-- BEGIN --
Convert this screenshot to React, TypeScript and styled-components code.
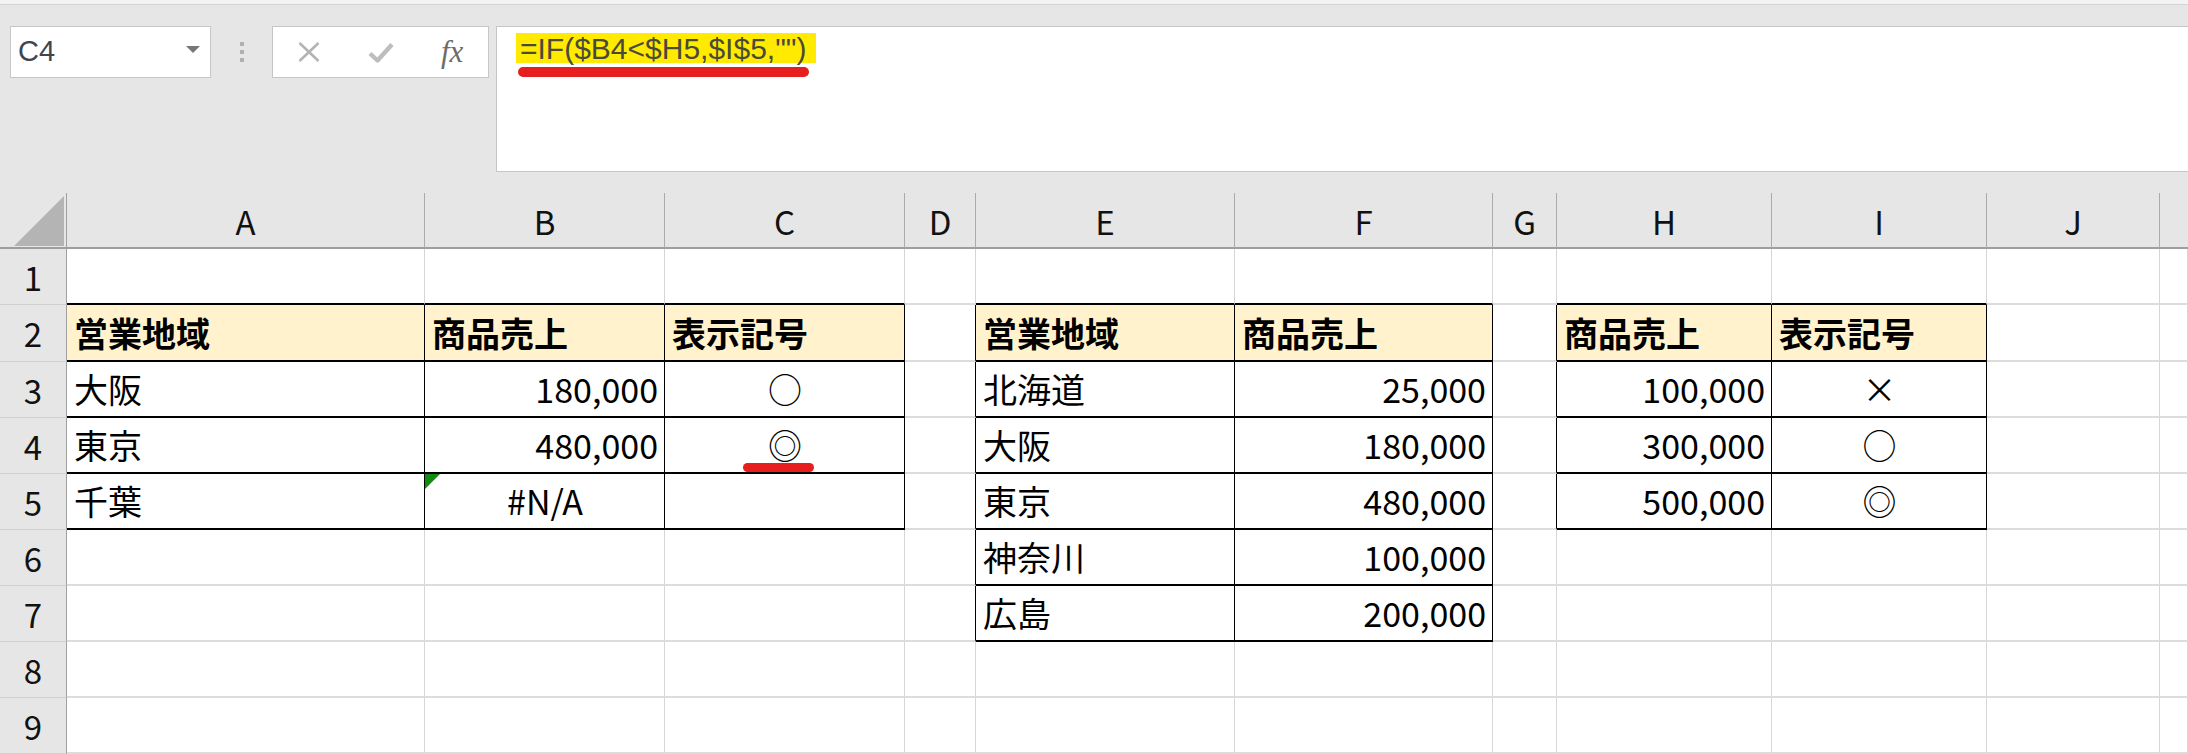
import React from 'react';
import styled, { createGlobalStyle } from 'styled-components';

type Align = 'left' | 'right' | 'center';

interface CellData {
  v: string;
  align?: Align;
  head?: boolean;
  mark?: 'underline' | 'error';
}

const GlobalStyle = createGlobalStyle`
  html, body {
    margin: 0;
    padding: 0;
    background: #fff;
    overflow: hidden;
  }
  body {
    font-family: "Noto Sans CJK JP", "Noto Sans", sans-serif;
  }
`;

const COLS = [
  { key: 'A', width: 358 },
  { key: 'B', width: 240 },
  { key: 'C', width: 240 },
  { key: 'D', width: 71 },
  { key: 'E', width: 259 },
  { key: 'F', width: 258 },
  { key: 'G', width: 64 },
  { key: 'H', width: 215 },
  { key: 'I', width: 215 },
  { key: 'J', width: 173 },
  { key: 'K', width: 0 },
];
const KEYS = COLS.map((c) => c.key);
const ROWS = [1, 2, 3, 4, 5, 6, 7, 8, 9];

const TABLES = [
  { r1: 2, r2: 5, c1: 'A', c2: 'C' },
  { r1: 2, r2: 7, c1: 'E', c2: 'F' },
  { r1: 2, r2: 5, c1: 'H', c2: 'I' },
];

const hd = (v: string): CellData => ({ v, head: true });
const txt = (v: string): CellData => ({ v });
const num = (v: string): CellData => ({ v, align: 'right' });
const sym = (v: string): CellData => ({ v, align: 'center' });

const DATA: Record<number, Record<string, CellData>> = {
  2: { A: hd('営業地域'), B: hd('商品売上'), C: hd('表示記号'), E: hd('営業地域'), F: hd('商品売上'), H: hd('商品売上'), I: hd('表示記号') },
  3: { A: txt('大阪'), B: num('180,000'), C: sym('○'), E: txt('北海道'), F: num('25,000'), H: num('100,000'), I: sym('×') },
  4: { A: txt('東京'), B: num('480,000'), C: { v: '◎', align: 'center', mark: 'underline' }, E: txt('大阪'), F: num('180,000'), H: num('300,000'), I: sym('○') },
  5: { A: txt('千葉'), B: { v: '#N/A', align: 'center', mark: 'error' }, E: txt('東京'), F: num('480,000'), H: num('500,000'), I: sym('◎') },
  6: { E: txt('神奈川'), F: num('100,000') },
  7: { E: txt('広島'), F: num('200,000') },
};

const inTable = (r: number, c: string) => {
  const i = KEYS.indexOf(c);
  return TABLES.some((t) => r >= t.r1 && r <= t.r2 && i >= KEYS.indexOf(t.c1) && i <= KEYS.indexOf(t.c2));
};

const Page = styled.div`
  width: 2188px;
  height: 754px;
  display: flex;
  flex-direction: column;
  background: #e6e6e6;
`;

const TopStrip = styled.div`
  height: 4px;
  background: #f3f3f3;
  border-bottom: 1px solid #d2d2d2;
`;

const FormulaBar = styled.div`
  display: flex;
  align-items: flex-start;
  padding: 21px 0 21px 10px;
`;

const NameBox = styled.div`
  width: 201px;
  height: 52px;
  box-sizing: border-box;
  border: 1px solid #c6c6c6;
  background: #fff;
  display: flex;
  align-items: center;
  justify-content: space-between;
  padding: 0 10px 2px 7px;
`;

const NameText = styled.span`
  font-family: "Liberation Sans", Arial, sans-serif;
  font-size: 29px;
  color: #3f4650;
`;

const DropArrow = styled.span`
  width: 0;
  height: 0;
  margin-bottom: 3px;
  border-left: 7px solid transparent;
  border-right: 7px solid transparent;
  border-top: 7px solid #777;
`;

const Grip = styled.div`
  width: 61px;
  height: 52px;
  display: flex;
  flex-direction: column;
  align-items: center;
  justify-content: center;
  gap: 4px;
  i {
    display: block;
    width: 4px;
    height: 4px;
    background: #b0b0b0;
  }
`;

const FuncBox = styled.div`
  width: 217px;
  height: 52px;
  box-sizing: border-box;
  border: 1px solid #c6c6c6;
  background: #fff;
  display: flex;
  align-items: center;
`;

const IconSlot = styled.div`
  width: 72px;
  display: flex;
  justify-content: center;
  align-items: center;
`;

const Fx = styled.span`
  font-family: "Liberation Serif", "Times New Roman", serif;
  font-style: italic;
  font-size: 31px;
  line-height: 1;
  color: #6b6b6b;
  margin-bottom: 2px;
`;

const FormulaBox = styled.div`
  flex: 1;
  height: 146px;
  margin-left: 7px;
  box-sizing: border-box;
  border: 1px solid #c6c6c6;
  border-right: none;
  background: #fff;
  padding: 6px 0 0 19px;
`;

const Formula = styled.span`
  display: inline-block;
  height: 30px;
  line-height: 31px;
  padding: 0 10px 0 4px;
  background: #ffea00;
  font-family: "Liberation Sans", Arial, sans-serif;
  font-size: 30px;
  color: #4a4a3c;
`;

const Underline = styled.div`
  width: 291px;
  height: 10px;
  margin: 3px 0 0 2px;
  border-radius: 5px;
  background: #e61e1e;
`;

const Sheet = styled.div`
  flex: 1;
  display: grid;
  grid-template-columns: 67px ${COLS.slice(0, -1).map((c) => `${c.width}px`).join(' ')} 1fr;
  grid-template-rows: 56px 56px 57px repeat(7, 56px);
  background: #fff;
`;

const Corner = styled.div`
  background: #e6e6e6;
  border-right: 1px solid #a0a0a0;
  border-bottom: 2px solid #9e9e9e;
  display: flex;
  align-items: flex-end;
  justify-content: flex-end;
  padding: 0 2px 1px 0;
`;

const ColHead = styled.div<{ $last?: boolean }>`
  background: #e6e6e6;
  border-right: ${(p) => (p.$last ? 'none' : '1px solid #ababab')};
  border-bottom: 2px solid #9e9e9e;
  display: flex;
  align-items: center;
  justify-content: center;
  font-size: 33px;
  color: #111;
  padding-top: 1px;
`;

const RowHead = styled.div`
  background: #e6e6e6;
  border-right: 1px solid #a0a0a0;
  border-bottom: 1px solid #d0d0d0;
  display: flex;
  align-items: center;
  justify-content: center;
  font-size: 33px;
  color: #111;
`;

const Cell = styled.div<{ $align: Align; $head?: boolean; $edgeR?: boolean; $edgeB?: boolean }>`
  position: relative;
  display: flex;
  align-items: center;
  justify-content: ${(p) => (p.$align === 'right' ? 'flex-end' : p.$align === 'center' ? 'center' : 'flex-start')};
  padding: 0 6px 0 7px;
  min-width: 0;
  font-size: 34px;
  line-height: 1;
  white-space: nowrap;
  color: #000;
  font-weight: ${(p) => (p.$head ? 700 : 400)};
  background: ${(p) => (p.$head ? '#fff2cc' : '#fff')};
  border-right: 1px solid ${(p) => (p.$edgeR ? '#000' : '#d6d6d6')};
  border-bottom: 2px solid ${(p) => (p.$edgeB ? '#000' : '#dcdcdc')};
`;

const RedMark = styled.span`
  position: absolute;
  left: 78px;
  top: 45px;
  width: 71px;
  height: 9px;
  border-radius: 5px;
  background: #e61e1e;
`;

const ErrorFlag = styled.span`
  position: absolute;
  left: 0;
  top: 0;
  width: 0;
  height: 0;
  border-top: 15px solid #138a13;
  border-right: 15px solid transparent;
`;

function SheetCell({ r, c }: { r: number; c: string }) {
  const d = DATA[r]?.[c];
  const i = KEYS.indexOf(c);
  const right = KEYS[i + 1];
  const edgeR = inTable(r, c) || (right ? inTable(r, right) : false);
  const edgeB = inTable(r, c) || inTable(r + 1, c);
  return (
    <Cell $align={d?.align ?? 'left'} $head={d?.head} $edgeR={edgeR} $edgeB={edgeB}>
      {d?.mark === 'error' && <ErrorFlag />}
      {d?.v}
      {d?.mark === 'underline' && <RedMark />}
    </Cell>
  );
}

export default function App() {
  return (
    <Page>
      <GlobalStyle />
      <TopStrip />
      <FormulaBar>
        <NameBox>
          <NameText>C4</NameText>
          <DropArrow />
        </NameBox>
        <Grip>
          <i />
          <i />
          <i />
        </Grip>
        <FuncBox>
          <IconSlot>
            <svg width="22" height="20" viewBox="0 0 22 20">
              <path d="M1.5 1L20.5 19M20.5 1L1.5 19" stroke="#b3b3b3" strokeWidth="2.6" fill="none" />
            </svg>
          </IconSlot>
          <IconSlot>
            <svg width="26" height="21" viewBox="0 0 26 21">
              <path d="M2 11.5L9.5 18.5L24 2.5" stroke="#bdbdbd" strokeWidth="4.4" fill="none" strokeLinejoin="round" />
            </svg>
          </IconSlot>
          <IconSlot>
            <Fx>fx</Fx>
          </IconSlot>
        </FuncBox>
        <FormulaBox>
          <Formula>=IF($B4&lt;$H5,$I$5,"")</Formula>
          <Underline />
        </FormulaBox>
      </FormulaBar>
      <Sheet>
        <Corner>
          <svg width="50" height="50" viewBox="0 0 50 50">
            <path d="M50 0V50H0Z" fill="#b4b4b4" />
          </svg>
        </Corner>
        {COLS.map((c, i) => (
          <ColHead key={c.key} $last={i === COLS.length - 1}>
            {c.key === 'K' ? '' : c.key}
          </ColHead>
        ))}
        {ROWS.map((r) => (
          <React.Fragment key={r}>
            <RowHead>{r}</RowHead>
            {KEYS.map((c) => (
              <SheetCell key={c} r={r} c={c} />
            ))}
          </React.Fragment>
        ))}
      </Sheet>
    </Page>
  );
}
-- END --
■ **SET TASK**
Reproduce only the lines from the beginning of the data through the line that contains "const sym = (v: string): CellData", both included, and please drop the pictures.

■ **EXERCISE OUTPUT**
Convert this screenshot to React, TypeScript and styled-components code.
import React from 'react';
import styled, { createGlobalStyle } from 'styled-components';

type Align = 'left' | 'right' | 'center';

interface CellData {
  v: string;
  align?: Align;
  head?: boolean;
  mark?: 'underline' | 'error';
}

const GlobalStyle = createGlobalStyle`
  html, body {
    margin: 0;
    padding: 0;
    background: #fff;
    overflow: hidden;
  }
  body {
    font-family: "Noto Sans CJK JP", "Noto Sans", sans-serif;
  }
`;

const COLS = [
  { key: 'A', width: 358 },
  { key: 'B', width: 240 },
  { key: 'C', width: 240 },
  { key: 'D', width: 71 },
  { key: 'E', width: 259 },
  { key: 'F', width: 258 },
  { key: 'G', width: 64 },
  { key: 'H', width: 215 },
  { key: 'I', width: 215 },
  { key: 'J', width: 173 },
  { key: 'K', width: 0 },
];
const KEYS = COLS.map((c) => c.key);
const ROWS = [1, 2, 3, 4, 5, 6, 7, 8, 9];

const TABLES = [
  { r1: 2, r2: 5, c1: 'A', c2: 'C' },
  { r1: 2, r2: 7, c1: 'E', c2: 'F' },
  { r1: 2, r2: 5, c1: 'H', c2: 'I' },
];

const hd = (v: string): CellData => ({ v, head: true });
const txt = (v: string): CellData => ({ v });
const num = (v: string): CellData => ({ v, align: 'right' });
const sym = (v: string): CellData => ({ v, align: 'center' });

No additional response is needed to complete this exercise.